My world looked different.
And different felt like a precious gift dropped from the jet stream.
Rituals comfort and ground us, making them especially important touchstones for maintaining normalcy when things are, shall we say, overly turbulent.
As “overly turbulent” has become a characteristic of… basically always (ah, the curse of living in interesting times)… it seems I’ve been relying too heavily on the cozy predictability of my rituals.
I thought it was just me, but conversations with people across age-groups and time-zones over the past week have helped me realize I’m not alone in experiencing a greater-than-average restlessness right now.
Too much routine — even when it’s a calming salve to mitigate uncertainty — can drop us into an over-worn groove on the vinyl of our daily life.
Brain science tells us that neural pathways, in response to familiar surroundings, will replay over-and-over until they become less like paths, and more like trenches.
It’s one of the reasons we love to travel.
Foreign settings trigger the brain to react to new stimuli and, in turn, forge new synaptic connections. Turns out it’s neurologically healthy to see new things — like exercise to keep our brain-plasticity in growth mode.
No one wants a hardened brain.
BUT…
Not all of us can afford — financially, time-wise, or carbon-budget-wise (for those of us who consider that sort of thing) — to fly off to a foreign land every time we get bored with our surroundings.

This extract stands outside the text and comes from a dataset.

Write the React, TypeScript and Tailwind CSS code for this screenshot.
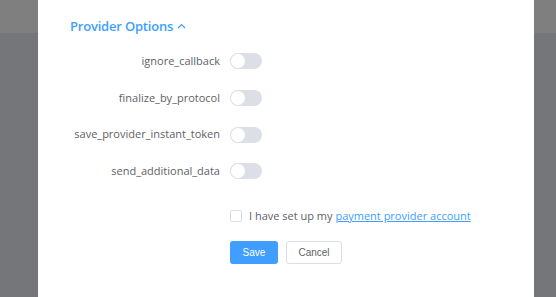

So, if we don’t have the option to travel, what do we do to mix it up at home in the name of enhancing mental and physical brain-health?
This is where I formally invite you to become a tourist in your own life.

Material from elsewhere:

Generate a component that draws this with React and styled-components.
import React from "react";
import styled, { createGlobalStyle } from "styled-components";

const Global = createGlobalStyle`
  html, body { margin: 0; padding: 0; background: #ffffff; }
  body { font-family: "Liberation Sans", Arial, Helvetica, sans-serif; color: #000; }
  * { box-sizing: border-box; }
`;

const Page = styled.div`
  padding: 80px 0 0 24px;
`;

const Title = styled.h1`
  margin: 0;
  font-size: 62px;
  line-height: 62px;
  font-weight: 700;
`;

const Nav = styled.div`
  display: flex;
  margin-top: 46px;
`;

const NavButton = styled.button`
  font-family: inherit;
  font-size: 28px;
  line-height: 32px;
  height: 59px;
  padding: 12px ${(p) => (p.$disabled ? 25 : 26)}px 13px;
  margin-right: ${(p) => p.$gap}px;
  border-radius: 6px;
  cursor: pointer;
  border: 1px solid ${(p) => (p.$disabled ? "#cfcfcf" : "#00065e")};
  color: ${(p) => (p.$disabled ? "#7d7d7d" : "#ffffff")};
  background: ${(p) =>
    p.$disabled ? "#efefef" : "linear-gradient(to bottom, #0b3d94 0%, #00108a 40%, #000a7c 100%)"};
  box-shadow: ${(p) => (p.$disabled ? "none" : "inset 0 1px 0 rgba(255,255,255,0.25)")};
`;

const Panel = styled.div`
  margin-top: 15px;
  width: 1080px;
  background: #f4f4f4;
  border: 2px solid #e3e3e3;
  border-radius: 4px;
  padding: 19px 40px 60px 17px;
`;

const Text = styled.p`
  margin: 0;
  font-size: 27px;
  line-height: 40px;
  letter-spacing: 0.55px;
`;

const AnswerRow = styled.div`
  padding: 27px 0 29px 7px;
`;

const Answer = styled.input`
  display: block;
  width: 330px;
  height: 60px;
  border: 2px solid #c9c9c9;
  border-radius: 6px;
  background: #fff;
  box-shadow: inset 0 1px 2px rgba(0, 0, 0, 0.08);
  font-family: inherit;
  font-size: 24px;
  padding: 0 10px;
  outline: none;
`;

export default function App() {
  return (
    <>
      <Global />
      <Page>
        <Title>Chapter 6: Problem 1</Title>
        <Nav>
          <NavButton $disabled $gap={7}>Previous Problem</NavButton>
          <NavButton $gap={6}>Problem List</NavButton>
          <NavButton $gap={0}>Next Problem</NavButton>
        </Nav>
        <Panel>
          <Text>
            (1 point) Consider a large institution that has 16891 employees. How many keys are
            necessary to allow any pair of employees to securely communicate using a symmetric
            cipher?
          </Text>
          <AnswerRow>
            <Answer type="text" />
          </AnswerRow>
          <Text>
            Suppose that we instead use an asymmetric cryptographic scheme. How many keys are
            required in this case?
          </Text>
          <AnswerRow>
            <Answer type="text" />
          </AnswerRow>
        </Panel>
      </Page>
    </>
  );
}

And here’s the best part: it doesn’t have to cost a thing.
Breaking up routine is key, even in small ways.
It sounds ridiculous but sometimes something as simple as taking a different route home — even walking on the other side of the street — tricks my brain into seeing things I’ve never seen. (True story: I recently discovered a whole coffee shop hiding in my neighborhood just by walking a different way home. And I legitimately felt like I was on vacation ordering from a “foreign” menu!)

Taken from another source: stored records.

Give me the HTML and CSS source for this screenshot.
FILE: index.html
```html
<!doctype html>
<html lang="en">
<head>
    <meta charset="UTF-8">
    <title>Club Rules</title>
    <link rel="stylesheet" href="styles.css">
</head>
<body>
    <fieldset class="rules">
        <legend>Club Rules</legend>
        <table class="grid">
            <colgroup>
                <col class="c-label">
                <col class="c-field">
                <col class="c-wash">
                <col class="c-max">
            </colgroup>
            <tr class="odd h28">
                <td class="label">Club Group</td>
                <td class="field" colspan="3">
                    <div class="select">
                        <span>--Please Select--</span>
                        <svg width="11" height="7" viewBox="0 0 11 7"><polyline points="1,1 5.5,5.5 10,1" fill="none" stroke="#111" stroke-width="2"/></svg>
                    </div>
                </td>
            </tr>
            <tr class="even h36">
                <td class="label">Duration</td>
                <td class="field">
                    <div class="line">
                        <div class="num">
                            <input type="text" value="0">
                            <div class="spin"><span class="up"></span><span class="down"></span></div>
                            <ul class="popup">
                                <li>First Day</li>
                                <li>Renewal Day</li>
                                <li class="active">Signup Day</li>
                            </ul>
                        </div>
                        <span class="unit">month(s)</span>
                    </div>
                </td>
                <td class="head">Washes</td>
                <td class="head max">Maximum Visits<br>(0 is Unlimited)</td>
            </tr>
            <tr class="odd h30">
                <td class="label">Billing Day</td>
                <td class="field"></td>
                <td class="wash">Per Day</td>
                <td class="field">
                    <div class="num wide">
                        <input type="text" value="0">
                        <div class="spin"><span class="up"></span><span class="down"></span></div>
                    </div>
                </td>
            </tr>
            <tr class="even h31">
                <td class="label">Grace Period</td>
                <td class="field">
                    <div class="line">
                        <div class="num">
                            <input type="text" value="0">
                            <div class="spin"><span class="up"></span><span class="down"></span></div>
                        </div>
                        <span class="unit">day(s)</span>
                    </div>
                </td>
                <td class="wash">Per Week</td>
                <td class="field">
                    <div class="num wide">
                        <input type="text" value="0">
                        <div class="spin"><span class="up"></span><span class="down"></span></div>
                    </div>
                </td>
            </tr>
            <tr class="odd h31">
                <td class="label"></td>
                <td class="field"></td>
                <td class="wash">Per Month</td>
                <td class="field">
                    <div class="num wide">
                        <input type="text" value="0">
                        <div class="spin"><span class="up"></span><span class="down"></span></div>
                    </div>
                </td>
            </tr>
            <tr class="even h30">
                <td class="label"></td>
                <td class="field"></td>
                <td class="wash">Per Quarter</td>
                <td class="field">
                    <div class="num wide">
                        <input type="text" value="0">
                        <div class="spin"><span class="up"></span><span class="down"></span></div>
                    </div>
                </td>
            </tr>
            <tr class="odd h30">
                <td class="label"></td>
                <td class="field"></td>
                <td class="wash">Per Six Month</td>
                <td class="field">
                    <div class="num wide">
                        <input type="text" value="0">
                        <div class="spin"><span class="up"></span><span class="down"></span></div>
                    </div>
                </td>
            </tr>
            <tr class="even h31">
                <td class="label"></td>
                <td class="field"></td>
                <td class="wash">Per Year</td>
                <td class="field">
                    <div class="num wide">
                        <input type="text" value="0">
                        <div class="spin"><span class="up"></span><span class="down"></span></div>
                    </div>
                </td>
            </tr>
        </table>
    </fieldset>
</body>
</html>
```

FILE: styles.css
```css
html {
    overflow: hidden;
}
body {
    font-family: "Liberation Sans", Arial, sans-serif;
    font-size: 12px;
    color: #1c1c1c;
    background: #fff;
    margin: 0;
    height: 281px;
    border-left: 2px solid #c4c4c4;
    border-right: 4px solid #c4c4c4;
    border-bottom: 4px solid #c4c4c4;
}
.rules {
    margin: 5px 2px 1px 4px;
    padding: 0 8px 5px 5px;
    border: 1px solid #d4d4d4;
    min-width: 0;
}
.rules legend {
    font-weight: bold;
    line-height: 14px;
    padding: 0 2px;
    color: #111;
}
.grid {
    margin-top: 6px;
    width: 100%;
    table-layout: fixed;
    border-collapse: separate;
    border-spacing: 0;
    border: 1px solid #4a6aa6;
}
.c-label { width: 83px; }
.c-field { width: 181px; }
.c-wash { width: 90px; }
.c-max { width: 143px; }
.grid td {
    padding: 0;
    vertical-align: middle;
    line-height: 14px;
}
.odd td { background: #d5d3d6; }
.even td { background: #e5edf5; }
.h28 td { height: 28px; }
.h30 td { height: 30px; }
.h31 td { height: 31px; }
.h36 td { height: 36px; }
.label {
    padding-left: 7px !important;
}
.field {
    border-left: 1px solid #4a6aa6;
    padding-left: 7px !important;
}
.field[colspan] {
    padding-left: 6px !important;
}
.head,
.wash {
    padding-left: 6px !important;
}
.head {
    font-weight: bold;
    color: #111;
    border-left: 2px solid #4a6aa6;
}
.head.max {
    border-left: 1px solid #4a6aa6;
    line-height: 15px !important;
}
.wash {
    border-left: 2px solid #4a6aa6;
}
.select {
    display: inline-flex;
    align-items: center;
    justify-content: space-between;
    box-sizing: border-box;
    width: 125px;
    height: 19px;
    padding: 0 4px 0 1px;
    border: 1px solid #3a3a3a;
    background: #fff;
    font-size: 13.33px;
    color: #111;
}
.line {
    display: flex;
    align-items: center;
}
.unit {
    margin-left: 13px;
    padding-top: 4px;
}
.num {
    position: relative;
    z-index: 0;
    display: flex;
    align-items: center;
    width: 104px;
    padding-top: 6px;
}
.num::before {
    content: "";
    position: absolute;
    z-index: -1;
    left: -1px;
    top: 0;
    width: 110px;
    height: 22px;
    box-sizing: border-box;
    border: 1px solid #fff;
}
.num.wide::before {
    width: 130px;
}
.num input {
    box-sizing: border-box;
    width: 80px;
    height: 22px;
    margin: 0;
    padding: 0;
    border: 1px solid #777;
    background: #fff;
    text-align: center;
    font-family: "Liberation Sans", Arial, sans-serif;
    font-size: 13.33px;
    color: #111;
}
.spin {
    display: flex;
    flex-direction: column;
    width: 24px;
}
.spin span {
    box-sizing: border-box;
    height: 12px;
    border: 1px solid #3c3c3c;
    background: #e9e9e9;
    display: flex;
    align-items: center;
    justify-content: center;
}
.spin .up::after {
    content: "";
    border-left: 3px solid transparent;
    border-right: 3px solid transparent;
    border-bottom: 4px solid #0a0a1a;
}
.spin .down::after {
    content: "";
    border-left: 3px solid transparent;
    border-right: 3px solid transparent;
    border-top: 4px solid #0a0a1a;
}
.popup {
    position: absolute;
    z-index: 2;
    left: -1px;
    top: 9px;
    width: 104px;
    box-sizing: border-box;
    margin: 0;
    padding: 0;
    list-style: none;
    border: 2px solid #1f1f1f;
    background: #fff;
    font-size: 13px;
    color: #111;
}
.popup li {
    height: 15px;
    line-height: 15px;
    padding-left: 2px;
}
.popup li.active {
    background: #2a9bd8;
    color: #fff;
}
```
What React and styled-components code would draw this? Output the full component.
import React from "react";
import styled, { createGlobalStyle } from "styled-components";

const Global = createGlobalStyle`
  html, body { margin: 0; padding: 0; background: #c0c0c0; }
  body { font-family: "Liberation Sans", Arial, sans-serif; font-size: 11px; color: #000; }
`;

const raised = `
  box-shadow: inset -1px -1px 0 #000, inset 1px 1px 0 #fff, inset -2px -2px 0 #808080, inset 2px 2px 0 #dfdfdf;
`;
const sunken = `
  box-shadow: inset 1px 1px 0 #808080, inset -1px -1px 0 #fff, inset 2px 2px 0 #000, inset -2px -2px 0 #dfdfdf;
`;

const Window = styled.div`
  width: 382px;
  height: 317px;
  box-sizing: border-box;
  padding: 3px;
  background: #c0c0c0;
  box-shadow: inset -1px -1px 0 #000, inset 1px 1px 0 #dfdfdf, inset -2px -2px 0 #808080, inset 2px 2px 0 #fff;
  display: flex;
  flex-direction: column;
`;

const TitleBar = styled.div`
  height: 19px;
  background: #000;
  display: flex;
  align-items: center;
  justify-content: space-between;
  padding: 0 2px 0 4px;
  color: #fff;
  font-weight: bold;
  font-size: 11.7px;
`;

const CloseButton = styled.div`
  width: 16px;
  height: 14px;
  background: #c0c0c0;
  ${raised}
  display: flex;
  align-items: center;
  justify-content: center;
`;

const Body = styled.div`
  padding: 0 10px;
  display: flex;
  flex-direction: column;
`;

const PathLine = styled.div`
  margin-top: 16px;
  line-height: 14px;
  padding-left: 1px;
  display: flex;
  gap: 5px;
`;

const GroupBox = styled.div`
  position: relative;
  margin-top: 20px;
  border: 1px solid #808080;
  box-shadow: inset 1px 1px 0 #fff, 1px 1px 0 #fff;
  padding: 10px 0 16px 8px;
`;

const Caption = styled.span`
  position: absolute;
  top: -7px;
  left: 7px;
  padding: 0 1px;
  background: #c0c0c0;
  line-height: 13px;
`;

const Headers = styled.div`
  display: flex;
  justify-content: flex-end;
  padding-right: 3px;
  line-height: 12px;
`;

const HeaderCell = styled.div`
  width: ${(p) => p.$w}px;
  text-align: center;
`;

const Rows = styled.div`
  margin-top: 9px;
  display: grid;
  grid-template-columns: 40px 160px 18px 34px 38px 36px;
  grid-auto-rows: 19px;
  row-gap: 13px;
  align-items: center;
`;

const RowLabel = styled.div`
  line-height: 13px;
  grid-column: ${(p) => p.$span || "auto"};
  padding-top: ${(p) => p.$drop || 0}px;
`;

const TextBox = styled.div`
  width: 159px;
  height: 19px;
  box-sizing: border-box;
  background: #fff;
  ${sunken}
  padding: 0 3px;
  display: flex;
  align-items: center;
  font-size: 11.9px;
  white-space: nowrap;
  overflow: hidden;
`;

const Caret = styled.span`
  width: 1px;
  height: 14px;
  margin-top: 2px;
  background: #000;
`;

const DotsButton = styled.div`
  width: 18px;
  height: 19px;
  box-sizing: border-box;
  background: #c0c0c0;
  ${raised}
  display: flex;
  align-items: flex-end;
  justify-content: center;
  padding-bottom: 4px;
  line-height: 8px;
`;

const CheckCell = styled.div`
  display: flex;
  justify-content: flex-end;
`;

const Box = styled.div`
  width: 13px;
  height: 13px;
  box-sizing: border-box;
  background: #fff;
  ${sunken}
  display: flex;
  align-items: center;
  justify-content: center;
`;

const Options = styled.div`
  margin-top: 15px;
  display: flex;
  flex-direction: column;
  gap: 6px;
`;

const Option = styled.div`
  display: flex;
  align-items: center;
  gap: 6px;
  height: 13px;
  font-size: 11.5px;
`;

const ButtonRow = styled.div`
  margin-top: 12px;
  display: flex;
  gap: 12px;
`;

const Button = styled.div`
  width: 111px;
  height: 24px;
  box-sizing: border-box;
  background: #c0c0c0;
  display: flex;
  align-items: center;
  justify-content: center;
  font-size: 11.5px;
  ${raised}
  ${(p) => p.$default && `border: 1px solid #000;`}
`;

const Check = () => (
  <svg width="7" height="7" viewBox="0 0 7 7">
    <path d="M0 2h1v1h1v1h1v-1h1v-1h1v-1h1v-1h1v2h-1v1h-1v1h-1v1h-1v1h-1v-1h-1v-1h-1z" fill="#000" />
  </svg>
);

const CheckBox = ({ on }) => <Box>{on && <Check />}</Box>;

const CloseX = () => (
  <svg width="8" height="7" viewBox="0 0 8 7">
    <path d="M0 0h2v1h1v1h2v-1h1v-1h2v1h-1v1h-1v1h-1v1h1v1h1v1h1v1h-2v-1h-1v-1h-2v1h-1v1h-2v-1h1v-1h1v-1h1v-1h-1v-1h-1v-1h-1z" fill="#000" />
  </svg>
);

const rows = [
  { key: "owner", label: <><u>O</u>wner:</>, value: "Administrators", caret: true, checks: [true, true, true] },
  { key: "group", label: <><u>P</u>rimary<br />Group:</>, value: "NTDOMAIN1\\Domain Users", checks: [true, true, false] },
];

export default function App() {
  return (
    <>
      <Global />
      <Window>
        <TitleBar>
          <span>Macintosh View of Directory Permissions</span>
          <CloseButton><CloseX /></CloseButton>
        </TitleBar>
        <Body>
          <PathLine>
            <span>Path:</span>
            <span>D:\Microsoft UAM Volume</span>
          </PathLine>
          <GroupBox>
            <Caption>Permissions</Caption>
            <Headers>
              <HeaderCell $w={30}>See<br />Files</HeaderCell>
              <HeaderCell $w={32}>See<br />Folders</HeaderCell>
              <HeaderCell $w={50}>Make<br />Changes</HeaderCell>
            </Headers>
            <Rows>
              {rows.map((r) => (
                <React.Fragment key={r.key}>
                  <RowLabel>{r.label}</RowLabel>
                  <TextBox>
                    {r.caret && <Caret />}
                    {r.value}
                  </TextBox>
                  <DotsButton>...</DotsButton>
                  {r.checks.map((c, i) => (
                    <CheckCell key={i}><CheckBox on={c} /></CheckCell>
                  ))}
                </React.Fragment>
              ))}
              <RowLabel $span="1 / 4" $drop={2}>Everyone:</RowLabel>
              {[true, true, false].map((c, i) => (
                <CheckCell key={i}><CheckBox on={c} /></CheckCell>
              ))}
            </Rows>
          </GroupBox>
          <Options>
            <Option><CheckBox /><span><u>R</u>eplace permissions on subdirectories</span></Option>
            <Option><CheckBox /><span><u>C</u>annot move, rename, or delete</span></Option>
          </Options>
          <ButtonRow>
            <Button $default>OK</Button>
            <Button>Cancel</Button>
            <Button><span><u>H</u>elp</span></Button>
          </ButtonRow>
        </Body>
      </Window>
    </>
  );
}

The simple act of noticing can forge the new connections in your brain necessary to spark creative thought.
It’s like neural exercise.
Except in this health-regimen, repetition is not the goal.
Challenge yourself to look for things you’ve never noticed. New shards of light or shadows of leaves on the sidewalk. Listen for birds and try to identify different songs. Watch bees coat themselves in the depth of a pollen-loaded flower.
Right now, if you’re fortunate enough to live in a place with seasons, your surroundings are changing all around you. If you normally drive to work, can you commute by bike or figure out public transit and slip a walk somewhere into your day?
While you’re out there, BE THE PERSON who walks up to a tree and admires the buds. Take a moment to marvel at the wildly different character each tree sports as they get ready to hide their winter structure beneath a glorious wardrobe of foliage.
And don’t leave just yet! While you’re standing there, consider how each little bud-pack is full of materials and information to grow fully-functioning, membrane-thin energy-machines that will absorb light, water and carbon dioxide, and convert these things into sugar and oxygen. For us to breathe!
It’s all fairly astonishing if you think about it.
So, if you, like me, are feeling a little restless…
Take a different route somewhere you need to go.
Or if you go the same way, challenge yourself to actively look… and discover something you’ve never noticed before.
Notice the angle of a shadow or where the sun sets on the horizon and how it subtlely changes over a few days. Find evidence of nature in your town or city.
Play different music. Visit a museum. Find a new trail.
Learn to knit. Learn a new language. Read a different genre. Rearrange a bookshelf. Rearrange the furniture. Throw a wild new spice into dinner. Eat dinner for breakfast. Break out into uninhibited dance in the kitchen. Brush your teeth with your non-dominant hand.
Do what you can to stimulate your brain, and let’s all write some new code.
You’ll thank you later.
Are there things you do to shake things up when you’re feeling restless and can’t get away? I’d love to hear your thoughts.
Until next time, keep leaving those good footprints!
Reading your prose ALWAYS reboots my brain automatically!!
Aw, I love this. I'm definitely the type who feels suffocated when life becomes routine and booking a flight is my remedy. I love all your suggestions for shaking up the routine—it really doesn't have to be big. Lately I've been enjoying new music playlists to step outside of what I normally listen to. It's been lovely!